Avatar and philosophy

So my proposal to the forthcoming Avatar and philosophy volume was accepted!  Just like all my other official publications, its on ethics.  Specifically, what we can learn about our treatment of animals from the Na'vi. 

But I want to write about something besides animals and ethics here...  So if you haven't seen Avatar yet, and you don't want it spoiled, stop reading now.

So Jake at the end of the movie undergoes permanent relocation into his Avatar by a tree (it looks way better in the movie than this makes it sound).  Is Jake dead?  One might be inclined to say that his body is dead, but Jake isn't.  This presupposes a couple of things.... That Jake either has a soul that now inhabits his avatar, and that is why he is alive, because his soul is still around.  Or that Jake's consciousness/identity continues to persist in the avatar, and that is why he is alive.
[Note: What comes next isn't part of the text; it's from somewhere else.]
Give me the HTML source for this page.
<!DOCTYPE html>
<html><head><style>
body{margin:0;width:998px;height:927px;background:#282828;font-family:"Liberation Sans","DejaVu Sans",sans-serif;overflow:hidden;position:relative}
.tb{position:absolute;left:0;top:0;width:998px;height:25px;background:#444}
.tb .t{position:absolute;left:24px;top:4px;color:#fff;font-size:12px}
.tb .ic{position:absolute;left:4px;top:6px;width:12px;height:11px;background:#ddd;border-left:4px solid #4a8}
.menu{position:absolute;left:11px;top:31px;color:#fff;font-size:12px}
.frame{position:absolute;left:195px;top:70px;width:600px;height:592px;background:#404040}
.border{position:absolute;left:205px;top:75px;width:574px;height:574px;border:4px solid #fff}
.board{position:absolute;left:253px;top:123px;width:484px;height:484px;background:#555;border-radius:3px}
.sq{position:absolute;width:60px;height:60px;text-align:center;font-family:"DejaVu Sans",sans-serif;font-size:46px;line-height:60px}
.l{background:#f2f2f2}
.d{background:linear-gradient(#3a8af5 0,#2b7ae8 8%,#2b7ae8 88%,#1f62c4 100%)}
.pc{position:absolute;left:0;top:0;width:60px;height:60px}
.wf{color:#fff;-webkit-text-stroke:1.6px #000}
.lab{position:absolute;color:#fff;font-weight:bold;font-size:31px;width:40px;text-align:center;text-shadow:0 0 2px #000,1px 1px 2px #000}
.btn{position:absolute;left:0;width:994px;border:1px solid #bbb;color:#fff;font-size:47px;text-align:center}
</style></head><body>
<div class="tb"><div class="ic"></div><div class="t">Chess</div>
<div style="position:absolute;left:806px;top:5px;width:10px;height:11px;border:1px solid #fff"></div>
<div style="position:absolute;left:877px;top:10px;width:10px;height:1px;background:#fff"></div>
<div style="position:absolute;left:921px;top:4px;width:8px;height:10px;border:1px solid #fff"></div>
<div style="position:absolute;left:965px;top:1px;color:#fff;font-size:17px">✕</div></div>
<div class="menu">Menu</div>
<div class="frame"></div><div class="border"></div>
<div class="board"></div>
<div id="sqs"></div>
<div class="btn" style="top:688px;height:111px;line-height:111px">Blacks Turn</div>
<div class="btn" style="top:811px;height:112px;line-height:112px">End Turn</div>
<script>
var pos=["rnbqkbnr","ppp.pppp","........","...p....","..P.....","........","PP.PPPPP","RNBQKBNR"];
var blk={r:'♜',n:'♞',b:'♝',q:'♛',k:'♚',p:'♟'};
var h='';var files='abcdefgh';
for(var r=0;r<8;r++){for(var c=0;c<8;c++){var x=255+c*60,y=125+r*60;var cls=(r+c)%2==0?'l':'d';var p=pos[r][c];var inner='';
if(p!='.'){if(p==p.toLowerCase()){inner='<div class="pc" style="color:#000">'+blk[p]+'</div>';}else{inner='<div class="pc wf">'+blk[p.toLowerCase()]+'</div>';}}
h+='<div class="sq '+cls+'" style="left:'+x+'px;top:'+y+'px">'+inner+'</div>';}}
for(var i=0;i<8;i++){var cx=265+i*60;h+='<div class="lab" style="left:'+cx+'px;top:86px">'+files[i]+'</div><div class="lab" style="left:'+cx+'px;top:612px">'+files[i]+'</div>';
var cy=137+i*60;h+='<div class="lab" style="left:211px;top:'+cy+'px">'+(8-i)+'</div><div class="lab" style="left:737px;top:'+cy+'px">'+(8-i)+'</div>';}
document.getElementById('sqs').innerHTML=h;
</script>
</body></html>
If its the first, that Jake has a soul, then nobody really ever dies, assuming souls are the traditional immortal entity.  So we're just wrong when we say that ANYONE dies.  I think this is a little far-fetched, not to mention metaphysically problematic.  But the other alternative is just as problematic...  We could argue that Sigourney Weaver's character is not dead, just inside the aforementioned tree (I'm betting that in the future sequels [Cameron has already said he envisioned a trilogy] that she comes back via the tree).  Or we could argue that people who lose their memories or have a break in their consciousness (coma) have died and returned to the living.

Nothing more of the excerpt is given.